There is no such paradox in the realtor's mind. The write up advises prospective buyers to "drive by, stop and sit on the front steps and experience the incredible ocean ambiance and resort living". In contrast, I advise to drive by and just keep driving.

Many thanks to Bob for this one. Bob suggests that rather than an ocean view, this house is situated in front of a large parking lot that holds about a 1000 cars. The listing can be found here.

Affordable housing

Here is a headline that grabs your attention "Cheaper than a car". This craigslist advert from New Orleans is offering a 3 bedroom house for $19k. Moreover, the house only needs a further $5-10k to fix it up. Compared to some million dollar slums in LA, DC and other overpriced bubbletowns, this house looks rather reasonable. So if you are finding it difficult making ends meet in California, sell the SUV, and move south.

Many thanks to "DHSEscort" for this one. If you know of any affordable housing, send it here

Million dollar bedroom

The new owner of this $1 million dog from Rhode Island better be neat and tidy. There simply isn't any floorspace to pile dirty clothes. While the bedroom might be a little tight, you can console yourself with a sea view.

Marie, who sent in this one, suggested that she had seen more comfortable motel rooms. Personally, it reminded me of the old Soviet Intourist hotel room. If you are unfamiliar with an Intourist room, count yourself lucky.

Here is another oddity, the realtor calls this a "Victorian". The house was constructed in 1935. However, Queen Victoria died in January 1901.

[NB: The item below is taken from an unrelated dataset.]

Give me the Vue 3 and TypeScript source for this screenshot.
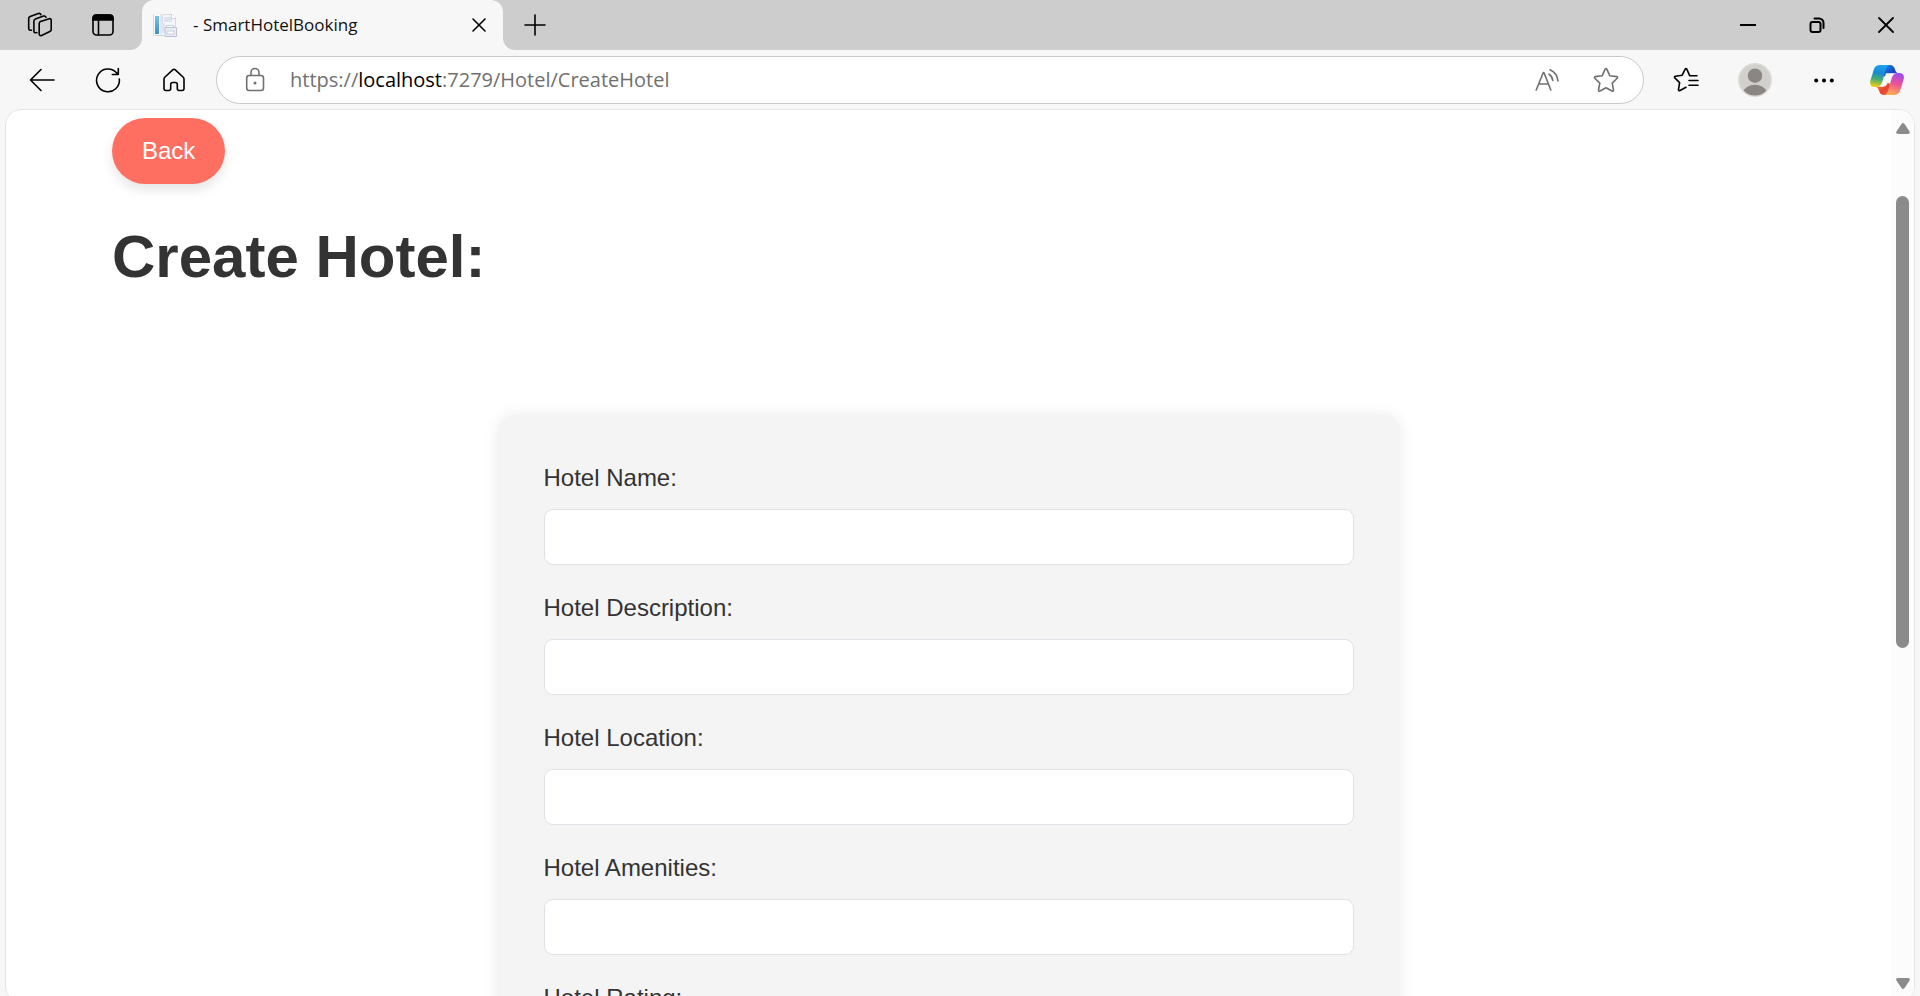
<script setup lang="ts">
import { ref } from 'vue'

interface Field {
  id: string
  label: string
}

const fields: Field[] = [
  { id: 'hotel-name', label: 'Hotel Name:' },
  { id: 'hotel-description', label: 'Hotel Description:' },
  { id: 'hotel-location', label: 'Hotel Location:' },
  { id: 'hotel-amenities', label: 'Hotel Amenities:' },
  { id: 'hotel-rating', label: 'Hotel Rating:' },
]

const values = ref<Record<string, string>>({})

const address = { scheme: 'https://', host: 'localhost', rest: ':7279/Hotel/CreateHotel' }
const editing = ref(false)
</script>

<template>
  <div class="browser">
    <header class="tab-strip">
      <div class="strip-start">
        <button class="strip-btn" type="button" aria-label="Workspaces">
          <svg class="icon" width="26" height="26" viewBox="0 0 26 26">
            <path d="M13.5 9.6 22.3 6.7Q24.2 6.3 24.2 8.3V17.6Q24.2 19 22.8 19.6L14.6 23.4Q12.2 24.2 12.2 21.8V11.6Q12.2 10.1 13.5 9.6Z" />
            <path d="M9.9 20.6Q6.900 21.4 6.900 19V9.200Q6.900 7.600 8.400 7L16.500 4.100Q18.400 3.600 19 5.200" />
            <path d="M4.500 18.200Q1.700 18.600 1.700 16.200V6.500Q1.700 5 3.200 4.400L11.300 1.500Q13.200 1 13.900 2.600" />
          </svg>
        </button>
        <button class="strip-btn" type="button" aria-label="Tab actions">
          <svg class="icon" width="24" height="24" viewBox="0 0 24 24">
            <rect x="2" y="2" width="20" height="20" rx="3.500" />
            <path class="solid" d="M2 7V5a3 3 0 0 1 3-3h14a3 3 0 0 1 3 3v2Z" />
            <path d="M7.500 7v15" />
          </svg>
        </button>
      </div>
      <div class="tab-slot">
        <div class="tab">
          <svg width="24" height="24" viewBox="0 0 24 24">
            <defs>
              <linearGradient id="spine" x1="0" y1="0" x2="0" y2="1">
                <stop offset="0" stop-color="#7cc0e6" />
                <stop offset="1" stop-color="#3f8fca" />
              </linearGradient>
            </defs>
            <path d="M1 1h18l4 4v18H1Z" fill="#fafafa" />
            <path d="M.5 1v22" stroke="#d5dae0" />
            <rect x="2" y="3" width="4" height="18" fill="url(#spine)" />
            <path d="M8 1v22M2 22.500h9" stroke="#cfd3da" />
            <path d="M9.500 1.500H19l3.500 3.500V14h-13Z" fill="#f4f6f9" stroke="#d8dbe0" />
            <rect x="11" y="4" width="8" height="5" fill="#dce3ee" />
            <path d="M18.500 1v4.500H23" fill="#fff" stroke="#cdd1d8" />
            <rect x="9" y="10" width="3" height="10" fill="#dfe5ef" />
            <path d="M12 14.500h11.500v9H12Z" fill="#e9edf6" stroke="#bcc3cf" />
            <path d="M13.500 14v-1.500h7V14" fill="#fff" stroke="#c9ced8" />
            <rect x="14" y="18" width="7" height="3" fill="#fff" stroke="#c5cbd9" />
          </svg>
          <span class="tab-title">- SmartHotelBooking</span>
          <button class="tab-close" type="button" aria-label="Close tab">
            <svg class="icon" width="16" height="16" viewBox="0 0 16 16"><path d="m2 2 12 12M14 2 2 14" /></svg>
          </button>
        </div>
      </div>
      <div class="strip-end">
        <button class="new-tab" type="button" aria-label="New tab">
          <svg class="icon" width="22" height="22" viewBox="0 0 22 22"><path d="M11 1v20M1 11h20" /></svg>
        </button>
        <div class="window-controls">
          <button class="window-btn" type="button" aria-label="Minimize">
            <svg class="icon" width="16" height="16" viewBox="0 0 16 16"><path d="M.5 8h15" stroke-width="2" /></svg>
          </button>
          <button class="window-btn" type="button" aria-label="Restore">
            <svg class="icon" width="16" height="16" viewBox="0 0 16 16">
              <rect x="1.500" y="5" width="10" height="10" rx="2" stroke-width="2" />
              <path d="M5.500 1.500H10a4.500 4.500 0 0 1 4.500 4.500v5" stroke-width="2" />
            </svg>
          </button>
          <button class="window-btn" type="button" aria-label="Close">
            <svg class="icon" width="16" height="16" viewBox="0 0 16 16"><path d="m1 1 14 14M15 1 1 15" stroke-width="1.800" /></svg>
          </button>
        </div>
      </div>
    </header>

    <nav class="toolbar" aria-label="Browser toolbar">
      <button class="nav-btn" type="button" aria-label="Go back">
        <svg class="icon" width="26" height="26" viewBox="0 0 26 26"><path d="M25 13H1.500M12 2.500 1.500 13 12 23.500" /></svg>
      </button>
      <button class="nav-btn" type="button" aria-label="Refresh">
        <svg class="icon" width="26" height="26" viewBox="0 0 26 26">
          <path d="M24.300 12A11.400 11.400 0 1 1 21.500 5.800L23 7.500M23.300 1.500v6h-6" />
        </svg>
      </button>
      <button class="nav-btn" type="button" aria-label="Home">
        <svg class="icon" width="24" height="24" viewBox="0 0 24 24">
          <path d="M2 11.200Q2 10 3 9L10.700 1.800Q12 .7 13.300 1.800L21 9Q22 10 22 11.200V20.500Q22 22.500 20 22.500H17.200Q15.300 22.500 15.300 20.500V16.500Q15.300 14.500 13.300 14.500H10.700Q8.700 14.500 8.700 16.500V20.500Q8.700 22.500 6.800 22.500H4Q2 22.500 2 20.500Z" />
        </svg>
      </button>
      <div class="address-bar">
        <svg class="icon muted lock" width="24" height="26" viewBox="0 0 24 26">
          <rect x="3.700" y="8.500" width="16.800" height="15" rx="2.500" />
          <path d="M8 8.500V5.500a4 4 0 0 1 8 0v3" />
          <circle class="dot" cx="12" cy="16" r="1.500" />
        </svg>
        <div class="address">
          <input
            class="address-input"
            type="text"
            aria-label="Address"
            :value="editing ? address.scheme + address.host + address.rest : ''"
            @focus="editing = true"
            @blur="editing = false"
          />
          <span v-if="!editing" class="address-text">{{ address.scheme }}<b class="host">{{ address.host }}</b>{{ address.rest }}</span>
        </div>
        <button class="address-btn" type="button" aria-label="Read aloud">
          <svg class="icon muted" width="24" height="24" viewBox="0 0 24 24">
            <path d="M1.200 22 8.300 4.500h.6L15.800 22M4 16h9.200" />
            <path d="M14 6.200q3.300 2 3.800 6.300M15 1.800q7 3 8 11.200" />
          </svg>
        </button>
        <button class="address-btn" type="button" aria-label="Add to favorites">
          <svg class="icon muted" width="26" height="26" viewBox="0 0 26 26">
            <path d="M12.100 2.300Q13 1 13.900 2.300L16.800 8.700 23.700 9.600Q25.200 10 24.200 11.200L19.200 16.100 20.500 23Q20.500 24.600 19 24L13 20.700 7 24Q5.500 24.600 5.500 23L6.800 16.100 1.800 11.200Q.8 10 2.300 9.600L9.200 8.700Z" />
          </svg>
        </button>
      </div>
      <div class="actions">
        <button class="action-btn" type="button" aria-label="Favorites">
          <svg class="icon" width="26" height="26" viewBox="0 0 26 26">
            <path d="M24 8.800h-7.200L13.900 2.300Q13 1 12.100 2.300L9.200 8.200 2.300 9.300Q.8 9.700 1.800 10.900L6.600 15.600 5.500 22.500Q5.500 24.200 7 23.500L13 20.300M16 13.500h9M16 18.300h9" />
          </svg>
        </button>
        <button class="action-btn" type="button" aria-label="Profile">
          <svg width="34" height="34" viewBox="0 0 34 34">
            <defs>
              <clipPath id="avatar-clip"><circle cx="17" cy="17" r="15.500" /></clipPath>
            </defs>
            <circle cx="17" cy="17" r="17" fill="#dcdbd8" />
            <circle cx="17" cy="17" r="15.500" fill="#d2d0cd" />
            <circle cx="17" cy="12.700" r="7.200" fill="#8a8683" />
            <ellipse cx="17" cy="32" rx="12.500" ry="10.300" fill="#8a8683" clip-path="url(#avatar-clip)" />
          </svg>
        </button>
        <button class="action-btn" type="button" aria-label="Settings and more">
          <svg width="22" height="6" viewBox="0 0 22 6">
            <circle cx="3.200" cy="3.500" r="2" /><circle cx="11" cy="3.500" r="2" /><circle cx="18.800" cy="3.500" r="2" />
          </svg>
        </button>
        <button class="action-btn copilot" type="button" aria-label="Copilot">
          <svg width="34" height="30" viewBox="0 0 102 90">
            <defs>
              <linearGradient id="cp-left" x1=".5" y1="0" x2=".35" y2="1">
                <stop offset="0" stop-color="#1ba4ee" />
                <stop offset=".35" stop-color="#1789d6" />
                <stop offset=".65" stop-color="#44ad73" />
                <stop offset="1" stop-color="#f5cf12" />
              </linearGradient>
              <linearGradient id="cp-top" x1="0" y1="0" x2="1" y2="1">
                <stop offset="0" stop-color="#168ae0" />
                <stop offset=".6" stop-color="#1a44c8" />
                <stop offset="1" stop-color="#2257d8" />
              </linearGradient>
              <linearGradient id="cp-right" x1=".65" y1="0" x2=".4" y2="1">
                <stop offset="0" stop-color="#9d4df2" />
                <stop offset=".45" stop-color="#ea4f9c" />
                <stop offset="1" stop-color="#ffae52" />
              </linearGradient>
              <linearGradient id="cp-bottom" x1="0" y1="0" x2="1" y2="1">
                <stop offset="0" stop-color="#f58b2e" />
                <stop offset=".6" stop-color="#e8412f" />
                <stop offset="1" stop-color="#f36c4b" />
              </linearGradient>
            </defs>
            <path fill="url(#cp-top)" d="M42 0H60C69 0 72 5 75 13 77 21 80 25 88 25H68C59 25 55 30 52 38L40 32Z" />
            <path fill="url(#cp-bottom)" d="M60 90H42C33 90 30 85 27 77 25 69 22 65 14 65H34C43 65 47 60 50 52L62 58Z" />
            <path fill="#f7f7f7" d="M48 25H68Q61 28 58 37L52 56Q48 65 38 65H32Q38 60 40 50Z" />
            <path fill="url(#cp-left)" d="M30 0H60C52 1 49 8 46 18L37 50C34 60 28 66 18 66H14C3 66-2 58 1 47L11 15C14 5 20 0 30 0Z" />
            <path fill="url(#cp-right)" d="M72 90H42C50 89 53 82 56 72L65 40C68 30 74 24 84 24H88C99 24 104 32 101 43L91 75C88 85 82 90 72 90Z" />
          </svg>
        </button>
      </div>
    </nav>

    <div class="viewport">
      <main class="page">
        <a class="back" href="#">Back</a>
        <h1 class="heading">Create Hotel:</h1>
        <form class="card" @submit.prevent>
          <div v-for="field in fields" :key="field.id" class="field">
            <label class="field-label" :for="field.id">{{ field.label }}</label>
            <input :id="field.id" v-model="values[field.id]" class="field-input" type="text" />
          </div>
        </form>
      </main>
      <div class="scrollbar" aria-hidden="true">
        <svg width="14" height="11" viewBox="0 0 14 11"><path d="M5.500 1Q7-.8 8.500 1L13.600 8.500Q14.400 11 12 11H2Q-.4 11 .4 8.500Z" /></svg>
        <div class="track"><div class="thumb"></div></div>
        <svg width="14" height="11" viewBox="0 0 14 11"><path d="M5.500 10Q7 11.800 8.500 10L13.600 2.500Q14.400 0 12 0H2Q-.4 0 .4 2.500Z" /></svg>
      </div>
    </div>
  </div>
</template>

<style>
body {
  margin: 0;
  background: #f7f7f7;
}
</style>

<style scoped>
* {
  box-sizing: border-box;
}

button {
  display: flex;
  align-items: center;
  justify-content: center;
  padding: 0;
  border: 0;
  background: none;
  color: inherit;
}

svg {
  display: block;
  flex: none;
}

.icon {
  fill: none;
  stroke: #000;
  stroke-width: 1.6;
  stroke-linecap: round;
  stroke-linejoin: round;
}

.icon.muted {
  stroke: #707070;
}

.solid {
  fill: #000;
}

.dot {
  fill: #707070;
  stroke: none;
}

.browser {
  display: flex;
  flex-direction: column;
  height: 100vh;
  overflow: hidden;
  background: #f7f7f7;
  font-family: "Open Sans", "Noto Sans", sans-serif;
}

/* Tab strip */
.tab-strip {
  display: flex;
  flex: none;
  height: 50px;
}

.strip-start,
.strip-end {
  display: flex;
  align-items: center;
  background: #cdcdcd;
}

.strip-start {
  width: 142px;
  padding-left: 8px;
  border-bottom-right-radius: 12px;
}

.strip-btn {
  width: 63px;
  height: 48px;
}

.tab-slot {
  width: 361px;
  background: linear-gradient(#cdcdcd 50%, #f7f7f7 50%);
}

.tab {
  display: flex;
  align-items: center;
  height: 100%;
  padding: 0 8px 0 11px;
  border-radius: 12px 12px 0 0;
  background: #f7f7f7;
}

.tab-title {
  flex: 1;
  margin-left: 16px;
  font-size: 17px;
  line-height: 24px;
  color: #111;
}

.tab-close {
  width: 32px;
  height: 32px;
}

.strip-end {
  flex: 1;
  justify-content: space-between;
  border-bottom-left-radius: 12px;
}

.new-tab {
  width: 64px;
  height: 48px;
}

.window-controls {
  display: flex;
}

.window-btn {
  width: 69px;
  height: 48px;
}

/* Toolbar */
.toolbar {
  display: flex;
  flex: none;
  align-items: center;
  height: 59px;
  padding: 0 4px 0 9px;
}

.nav-btn {
  width: 66px;
  height: 48px;
}

.address-bar {
  display: flex;
  flex: 1;
  align-items: center;
  height: 48px;
  margin: 0 7px 0 9px;
  padding: 0 8px 0 26px;
  border: 1px solid #c9c9c9;
  border-radius: 24px;
  background: #fff;
}

.address {
  position: relative;
  flex: 1;
  height: 32px;
  margin-left: 23px;
  font-size: 20px;
  line-height: 32px;
  color: #707070;
}

.address-input {
  width: 100%;
  height: 100%;
  padding: 0;
  border: 0;
  outline: 0;
  background: none;
  font: inherit;
  color: #000;
}

.address-text {
  position: absolute;
  inset: 0;
  pointer-events: none;
}

.host {
  font-weight: 400;
  color: #000;
}

.address-btn {
  width: 59px;
  height: 40px;
}

.actions {
  display: flex;
}

.action-btn {
  width: 69px;
  height: 48px;
}

.copilot {
  width: 58px;
}

/* Page */
.viewport {
  display: flex;
  flex: 1;
  min-height: 0;
  margin: 0 5px -7px;
  overflow: hidden;
  border: 1px solid #e5e5e5;
  border-radius: 16px;
  background: #fff;
}

.page {
  flex: 1;
  overflow: hidden;
  padding: 8px 106px 0;
  font-family: "Liberation Sans", Arial, sans-serif;
  font-size: 24px;
  line-height: 36px;
  color: #333;
}

.back {
  display: inline-block;
  padding: 15px 30px;
  border-radius: 33px;
  background: #ff6f61;
  box-shadow: 0 6px 12px rgba(0, 0, 0, 0.1);
  color: #fff;
  text-decoration: none;
}

.heading {
  margin: 36px 0 0;
  font-size: 60px;
  line-height: 74px;
  font-weight: 700;
}

.card {
  max-width: 902px;
  margin: 121px auto 0;
  padding: 45px 46px;
  border-radius: 16px;
  background: #f4f4f4;
  box-shadow: 0 0 16px rgba(0, 0, 0, 0.08);
}

.field {
  display: flex;
  flex-direction: column;
  gap: 13px;
  margin-bottom: 25px;
}

.field-input {
  width: 100%;
  height: 56px;
  padding: 0 16px;
  border: 1px solid #dee2e6;
  border-radius: 9px;
  background: #fff;
  font: inherit;
  color: inherit;
}

/* Scrollbar */
.scrollbar {
  display: flex;
  flex: none;
  flex-direction: column;
  align-items: center;
  width: 23px;
  padding: 13px 0;
  background: #fcfcfc;
  fill: #8b8b8b;
}

.track {
  display: grid;
  flex: 1;
  grid-template-rows: 62fr 453fr 330fr;
}

.thumb {
  grid-row: 2;
  width: 13px;
  border-radius: 7px;
  background: #8b8b8b;
}
</style>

Many thanks Marie for this one. The listing can be found here. Are there any other luxury bedrooms out there? If so, send them here.

Evil exists - it is called the condo conversion

Crackhouses, garden sheds and shacks might be amusing, but condo conversions are evil. They are invariably overpriced and threaten to lure naive investors towards financial disaster.

Yesterday, I received an email from ARMMAT, who sent me details of a typical new development in Brentwood California, which is currently on craigslist. Prices range from the mid-400s up to the mid-800s.

The featured apartment is a particularly tasteless and unimaginative conversion. The kitchen has overdosed on granite; there is even some plastered onto the walls. Why have bay windows, when the view is of a wall? The bathroom had some uninspiring wall-to-wall tiling. The ad also goes very heavy on financing options; "We have in house financing and work with first time home buyers. We can get anybody financed."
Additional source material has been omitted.